The Tacoma's roll-sensing curtain airbags (RSCA) are an important safety feature designed to protect occupants during a rollover crash, but it could be mistakenly activated in some situations.
- RSCA stands for "roll-sensing curtain airbags."
- RSCAs are positioned in the interior above the front and rear doors.
- RSCA can be toggled on or off with a button on older Tacomas.
- Consider turning RSCA off when your Tacoma is being towed or when off-roading.
- Extreme angles during off-roading could be mistaken for a rollover and trigger the RSCA.
Many advanced technologies are included with today’s Toyota Tacoma, sometimes making understanding them even more challenging. One example is the RSCA button. If you aren’t familiar with this feature, we don’t want you to push that button without knowing what it does.
In this guide, we explain the RSCA system and what the RSCA button does. We also evaluate the system’s importance and provide direction on how to turn RSCA on or off.
What Is the RSCA System?
RSCA stands for Roll-Sensing Curtain Airbags. These side curtain airbags are positioned above the front and rear doors.
Advanced sensors in the RSCA system detect unusual wobbling or rocking by the truck, indicating the truck is about to roll over. When the sensors determine that rollover is imminent, the system deploys the side curtain airbags to protect the driver’s and passenger’s heads and upper bodies.
What Does the RSCA Button Do?
Toyota allows drivers to control whether or not the RSCA system is activated. You can turn the RSCA system on or off by pushing the button on older Tacomas.
Usually, this button is found on the dashboard to the left of the steering wheel. It’s labeled “RSCA.” Look for more information in your owner’s manual if you have trouble finding it. Some Tacomas do not have an RSCA button at all which means it cannot be turned off.
When the system is deactivated, the curtain airbags will not deploy. This leaves occupants unprotected during a rollover incident.
When to Turn RSCA On/Off
In most cases, it’s best to leave the Roll-Sensing Curtain Airbags system enabled. It works seamlessly with the other safety features to protect you during a rollover.

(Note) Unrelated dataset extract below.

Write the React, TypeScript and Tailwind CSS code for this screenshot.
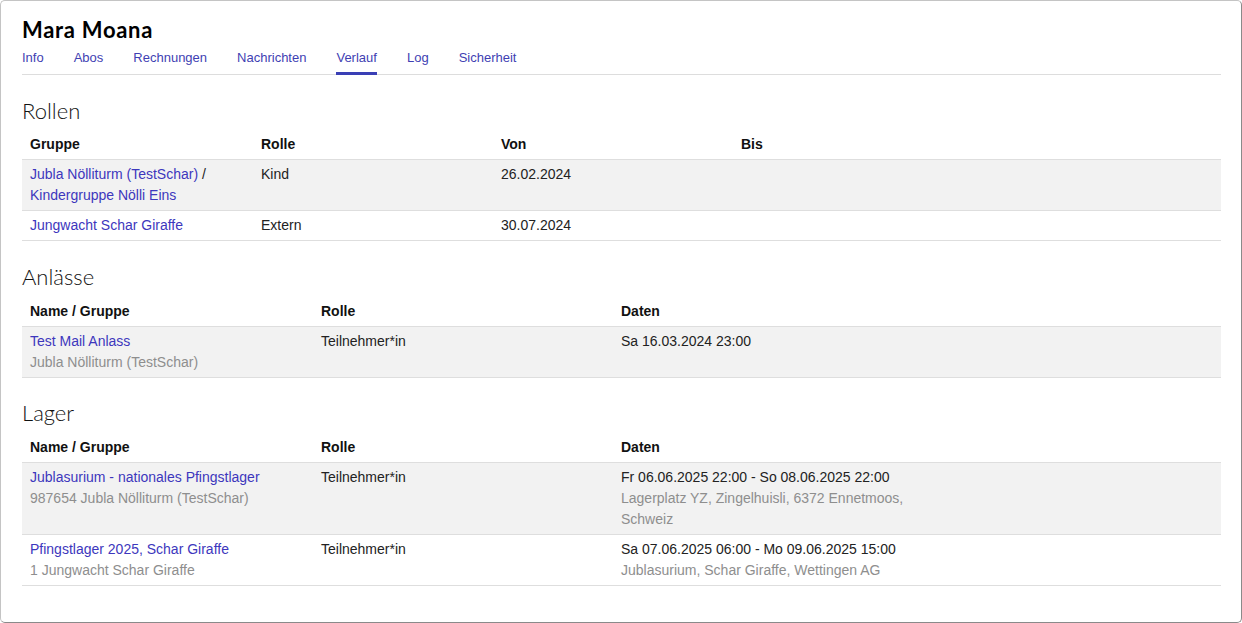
import type { ReactNode } from "react";

type Col = { label: string; width?: string };

const tabs = ["Info", "Abos", "Rechnungen", "Nachrichten", "Verlauf", "Log", "Sicherheit"];

function Link({ children }: { children: ReactNode }) {
    return <span className="text-[#3d37bd]">{children}</span>;
}

function Muted({ children }: { children: ReactNode }) {
    return <div className="text-[#8e8e8e]">{children}</div>;
}

function Section({
    title,
    cols,
    rows,
    headClass,
}: {
    title: string;
    cols: Col[];
    rows: ReactNode[][];
    headClass: string;
}) {
    return (
        <section>
            <h2
                className={`${headClass} text-[22px] leading-[26px] font-light text-[#111] font-['Century_Gothic',Lato,sans-serif]`}
            >
                {title}
            </h2>
            <table className="w-full table-fixed border-collapse text-[14px] leading-[21px] text-[#222]">
                <colgroup>
                    {cols.map((c) => (
                        <col key={c.label} className={c.width} />
                    ))}
                </colgroup>
                <thead>
                    <tr className="border-b border-[#dedede]">
                        {cols.map((c) => (
                            <th key={c.label} className="px-2 py-1 text-left font-bold text-[#111]">
                                {c.label}
                            </th>
                        ))}
                    </tr>
                </thead>
                <tbody>
                    {rows.map((r, i) => (
                        <tr key={i} className={`border-b border-[#dedede] ${i % 2 === 0 ? "bg-[#f2f2f2]" : "bg-white"}`}>
                            {r.map((cell, j) => (
                                <td key={j} className="px-2 py-1 align-top">
                                    {cell}
                                </td>
                            ))}
                        </tr>
                    ))}
                </tbody>
            </table>
        </section>
    );
}

export default function App() {
    return (
        <div className="w-[1242px] h-[623px] overflow-hidden rounded-[5px] border border-t-[#c4c4c4] border-l-[#c4c4c4] border-r-[#8a8a8a] border-b-[#8a8a8a] bg-white pl-[21px] pr-[20px] pt-[15px] font-['Liberation_Sans',Arial,sans-serif]">
            <h1 className="text-[22px] leading-[28px] font-bold tracking-[0.7px] text-black font-['Century_Gothic',Lato,sans-serif]">
                Mara Moana
            </h1>
            <nav className="mt-[6px] flex gap-[30px] border-b border-[#dddddd]">
                {tabs.map((t) => (
                    <span
                        key={t}
                        className={`-mb-px pb-[7px] text-[13px] leading-[15px] text-[#3f3fb3] border-b-[3px] ${
                            t === "Verlauf" ? "border-[#3a3fb5]" : "border-transparent"
                        }`}
                    >
                        {t}
                    </span>
                ))}
            </nav>

            <Section
                title="Rollen"
                headClass="mt-[23px] mb-[6px]"
                cols={[
                    { label: "Gruppe", width: "w-[231px]" },
                    { label: "Rolle", width: "w-[240px]" },
                    { label: "Von", width: "w-[240px]" },
                    { label: "Bis" },
                ]}
                rows={[
                    [
                        <>
                            <Link>Jubla Nölliturm (TestSchar)</Link> / <Link>Kindergruppe Nölli Eins</Link>
                        </>,
                        "Kind",
                        "26.02.2024",
                        "",
                    ],
                    [<Link>Jungwacht Schar Giraffe</Link>, "Extern", "30.07.2024", ""],
                ]}
            />

            <Section
                title="Anlässe"
                headClass="mt-[23px] mb-[7px]"
                cols={[
                    { label: "Name / Gruppe", width: "w-[291px]" },
                    { label: "Rolle", width: "w-[300px]" },
                    { label: "Daten" },
                ]}
                rows={[
                    [
                        <>
                            <Link>Test Mail Anlass</Link>
                            <Muted>Jubla Nölliturm (TestSchar)</Muted>
                        </>,
                        "Teilnehmer*in",
                        "Sa 16.03.2024 23:00",
                    ],
                ]}
            />

            <Section
                title="Lager"
                headClass="mt-[22px] mb-[7px]"
                cols={[
                    { label: "Name / Gruppe", width: "w-[291px]" },
                    { label: "Rolle", width: "w-[300px]" },
                    { label: "Daten" },
                ]}
                rows={[
                    [
                        <>
                            <Link>Jublasurium - nationales Pfingstlager</Link>
                            <Muted>987654 Jubla Nölliturm (TestSchar)</Muted>
                        </>,
                        "Teilnehmer*in",
                        <>
                            <div>Fr 06.06.2025 22:00 - So 08.06.2025 22:00</div>
                            <Muted>
                                Lagerplatz YZ, Zingelhuisli, 6372 Ennetmoos,
                                <br />
                                Schweiz
                            </Muted>
                        </>,
                    ],
                    [
                        <>
                            <Link>Pfingstlager 2025, Schar Giraffe</Link>
                            <Muted>1 Jungwacht Schar Giraffe</Muted>
                        </>,
                        "Teilnehmer*in",
                        <>
                            <div>Sa 07.06.2025 06:00 - Mo 09.06.2025 15:00</div>
                            <Muted>Jublasurium, Schar Giraffe, Wettingen AG</Muted>
                        </>,
                    ],
                ]}
            />
        </div>
    );
}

The average driver has no reason to turn this feature off.
Here are some scenarios when we suggest it may be best to turn off RSCA.

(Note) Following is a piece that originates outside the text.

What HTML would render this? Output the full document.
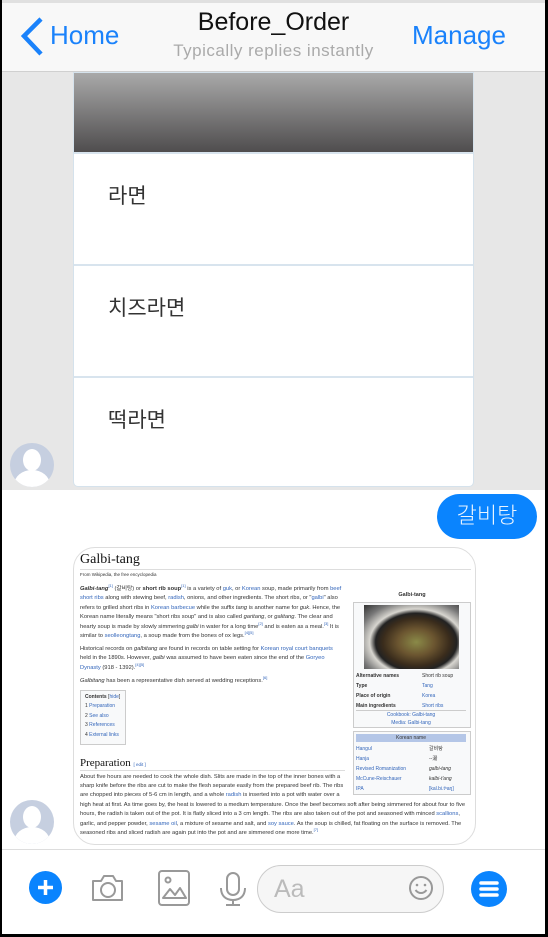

- Consider disabling RSCA when transporting your Tacoma on a trailer or flatbed. You don’t want the sensors confusing the truck’s bobbing and weaving, and thinking the truck is rolling over.
- Consider disabling RSCA when off-roading or driving on rough terrain. The sensors may mistake the jostling around for a rollover accident, and the airbags could deploy.

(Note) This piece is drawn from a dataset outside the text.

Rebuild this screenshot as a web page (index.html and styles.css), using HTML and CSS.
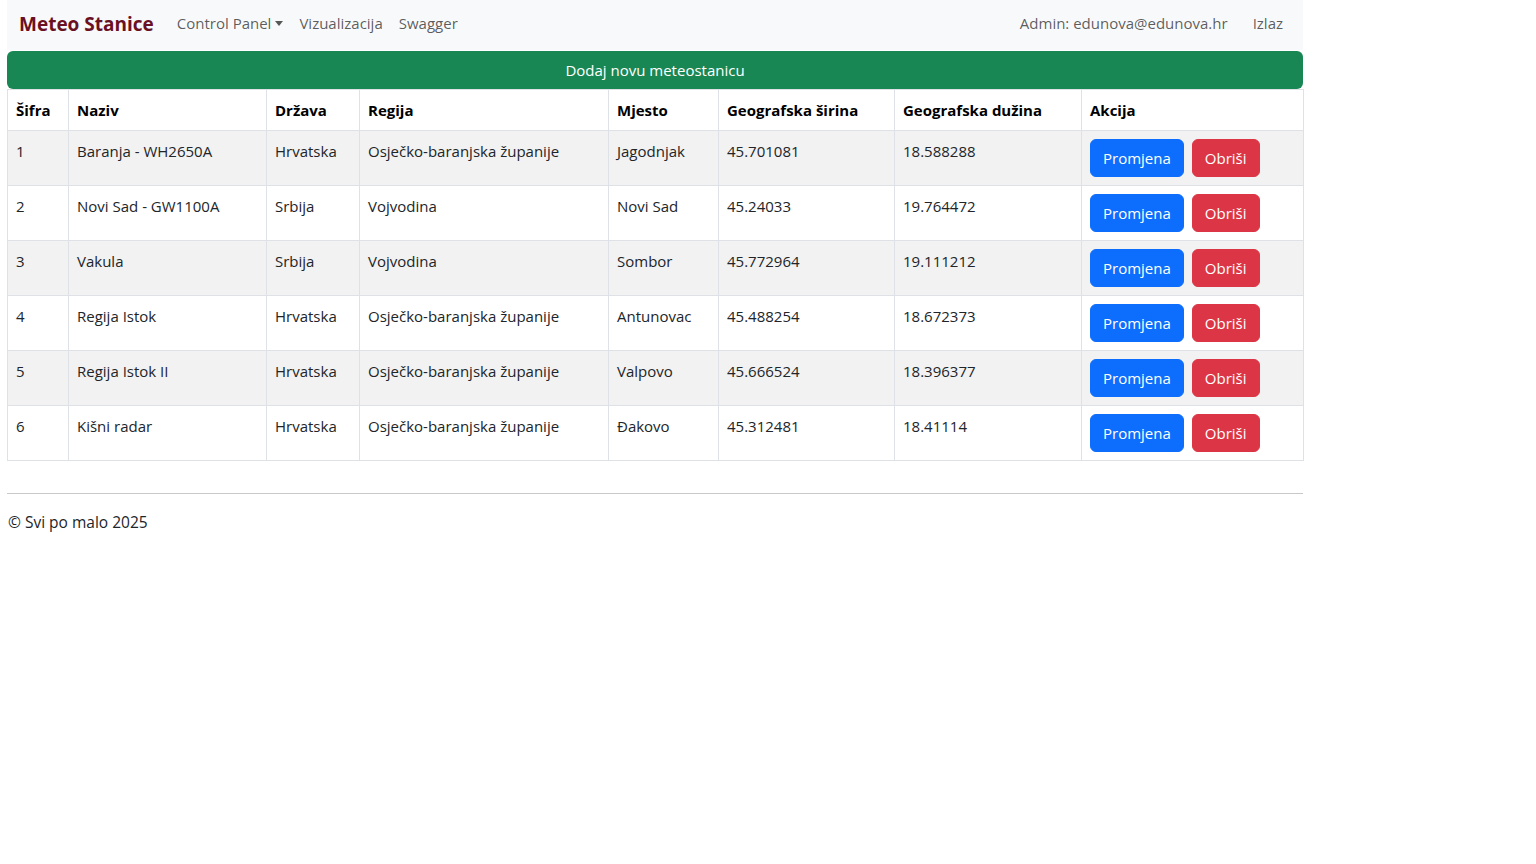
FILE: index.html
```html
<!DOCTYPE html>
<html lang="hr">
<head>
<meta charset="utf-8">
<title>Meteo Stanice</title>
<link rel="stylesheet" href="styles.css">
</head>
<body>
<div class="page">
  <nav class="navbar">
    <a class="brand" href="#">Meteo Stanice</a>
    <ul class="nav">
      <li><a class="nav-link dropdown-toggle" href="#">Control Panel</a></li>
      <li><a class="nav-link" href="#">Vizualizacija</a></li>
      <li><a class="nav-link" href="#">Swagger</a></li>
    </ul>
    <div class="nav-right">
      <span class="admin">Admin: edunova@edunova.hr</span>
      <a class="nav-link" href="#">Izlaz</a>
    </div>
  </nav>

  <a class="btn-add" href="#">Dodaj novu meteostanicu</a>

  <table class="table">
    <colgroup>
      <col class="c-sifra"><col class="c-naziv"><col class="c-drzava"><col class="c-regija">
      <col class="c-mjesto"><col class="c-sirina"><col class="c-duzina"><col class="c-akcija">
    </colgroup>
    <thead>
      <tr><th>Šifra</th><th>Naziv</th><th>Država</th><th>Regija</th><th>Mjesto</th><th>Geografska širina</th><th>Geografska dužina</th><th>Akcija</th></tr>
    </thead>
    <tbody>
      <tr><td>1</td><td>Baranja - WH2650A</td><td>Hrvatska</td><td>Osječko-baranjska županije</td><td>Jagodnjak</td><td>45.701081</td><td>18.588288</td><td><div class="actions"><button class="btn btn-primary">Promjena</button><button class="btn btn-danger">Obriši</button></div></td></tr>
      <tr><td>2</td><td>Novi Sad - GW1100A</td><td>Srbija</td><td>Vojvodina</td><td>Novi Sad</td><td>45.24033</td><td>19.764472</td><td><div class="actions"><button class="btn btn-primary">Promjena</button><button class="btn btn-danger">Obriši</button></div></td></tr>
      <tr><td>3</td><td>Vakula</td><td>Srbija</td><td>Vojvodina</td><td>Sombor</td><td>45.772964</td><td>19.111212</td><td><div class="actions"><button class="btn btn-primary">Promjena</button><button class="btn btn-danger">Obriši</button></div></td></tr>
      <tr><td>4</td><td>Regija Istok</td><td>Hrvatska</td><td>Osječko-baranjska županije</td><td>Antunovac</td><td>45.488254</td><td>18.672373</td><td><div class="actions"><button class="btn btn-primary">Promjena</button><button class="btn btn-danger">Obriši</button></div></td></tr>
      <tr><td>5</td><td>Regija Istok II</td><td>Hrvatska</td><td>Osječko-baranjska županije</td><td>Valpovo</td><td>45.666524</td><td>18.396377</td><td><div class="actions"><button class="btn btn-primary">Promjena</button><button class="btn btn-danger">Obriši</button></div></td></tr>
      <tr><td>6</td><td>Kišni radar</td><td>Hrvatska</td><td>Osječko-baranjska županije</td><td>Đakovo</td><td>45.312481</td><td>18.41114</td><td><div class="actions"><button class="btn btn-primary">Promjena</button><button class="btn btn-danger">Obriši</button></div></td></tr>
    </tbody>
  </table>

  <hr class="divider">
  <footer class="footer">© Svi po malo 2025</footer>
</div>
</body>
</html>
```

FILE: styles.css
```css
* { box-sizing: border-box; }
html, body { margin: 0; padding: 0; background: #fff; }
body {
  font-family: "Open Sans", "Noto Sans", "Liberation Sans", sans-serif;
  font-size: 15px;
  line-height: 24px;
  color: #212529;
}
.page {
  width: 1296px;
  margin-left: 7px;
}
.navbar {
  height: 50px;
  background: #f8f9fa;
  display: flex;
  align-items: center;
  padding: 0 12px 3px;
}
.brand {
  font-size: 19px;
  font-weight: 700;
  color: #6a1023;
  text-decoration: none;
  margin-right: 15px;
  line-height: 30px;
}
.nav {
  list-style: none;
  margin: 0;
  padding: 0;
  display: flex;
}
.nav-link {
  display: block;
  padding: 7px 8px 9px;
  color: rgba(0, 0, 0, 0.65);
  text-decoration: none;
}
.dropdown-toggle::after {
  content: "";
  display: inline-block;
  margin-left: 4px;
  vertical-align: 3px;
  border-top: 5px solid;
  border-right: 4.5px solid transparent;
  border-left: 4.5px solid transparent;
}
.nav-right {
  margin-left: auto;
  display: flex;
  align-items: center;
  gap: 17px;
}
.admin {
  color: rgba(0, 0, 0, 0.65);
  padding: 7px 0 9px;
}
.btn-add {
  display: block;
  margin-top: 1px;
  height: 38px;
  line-height: 38px;
  background: #198754;
  color: #fff;
  text-align: center;
  text-decoration: none;
  border-radius: 6px;
}
.table {
  width: 1296px;
  table-layout: fixed;
  border-collapse: collapse;
  margin-bottom: 32px;
}
.c-sifra { width: 61px; }
.c-naziv { width: 198px; }
.c-drzava { width: 93px; }
.c-regija { width: 249px; }
.c-mjesto { width: 110px; }
.c-sirina { width: 176px; }
.c-duzina { width: 187px; }
.c-akcija { width: 222px; }
.table th, .table td {
  border: 1px solid #dee2e6;
  padding: 8px;
  text-align: left;
  vertical-align: top;
  white-space: nowrap;
}
.table th { font-weight: 700; color: #000; }
.table td { color: #212529; }
.table tbody tr:nth-child(odd) td { background: #f2f2f2; }
.actions { display: flex; gap: 8px; }
.btn {
  font-family: inherit;
  font-size: 15px;
  line-height: 24px;
  padding: 6px 12px;
  border: 1px solid transparent;
  border-radius: 6px;
  color: #fff;
  cursor: pointer;
}
.btn-primary { background: #0d6efd; border-color: #0d6efd; }
.btn-danger { background: #dc3545; border-color: #dc3545; }
.divider {
  margin: 0 0 16px;
  border: 0;
  border-top: 1px solid #c8c8c8;
}
.footer {
  padding-left: 1px;
  font-size: 15.5px;
}
```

If the airbags were to deploy unnecessarily, it could block the driver’s vision. Additionally, it’s going to startle the driver. On top of that, you have the repair costs to consider after the incident.
Why RSCA Is Important
Roll-Sensing Curtain Airbags were first introduced on the 2002 Ford Explorer and Mercury Mountaineer. It’s been a trusted safety feature for over two decades, so it makes sense that Toyota includes it in the Tacoma lineup.
The advanced RSCA sensors detect when the truck is about to roll over, so the side curtain airbags can be deployed before injuries occur. With this protection, injury to the head is reduced. The system also limits the damage done to the torso when impacting the door as the truck rolls.
However, the system isn’t foolproof. It can be triggered when off-roading because the sensors mistake extreme angles for a rollover incident. The most significant danger here is that airbags go off when they aren’t needed, leading to other complications.
Advanced Safety Measures for Your Protection
The Toyota Tacoma has the latest entertainment and comfort features for an enjoyable ride. Beyond that, the manufacturer works hard to ensure that occupants are always protected, even though most of that technology gets overlooked.
With the RSCA system, you know there’s more protection in the case of a rollover accident. While you hope this never happens, it brings peace knowing there’s a reduced chance of injury. It’s just one more reason to love your Taco.
Given the importance of the Roll-Sensing Curtain Airbag system for driver and occupant safety, we believe it’s critically important for drivers to leave the RSCA system engaged (button on).
In only a few rarely occurring circumstances, it makes sense to turn off the system — even then, it’s a case-by-case situation.
We value our readers and want you all to remain safe, so please keep the RSCA system on your Tacomas active.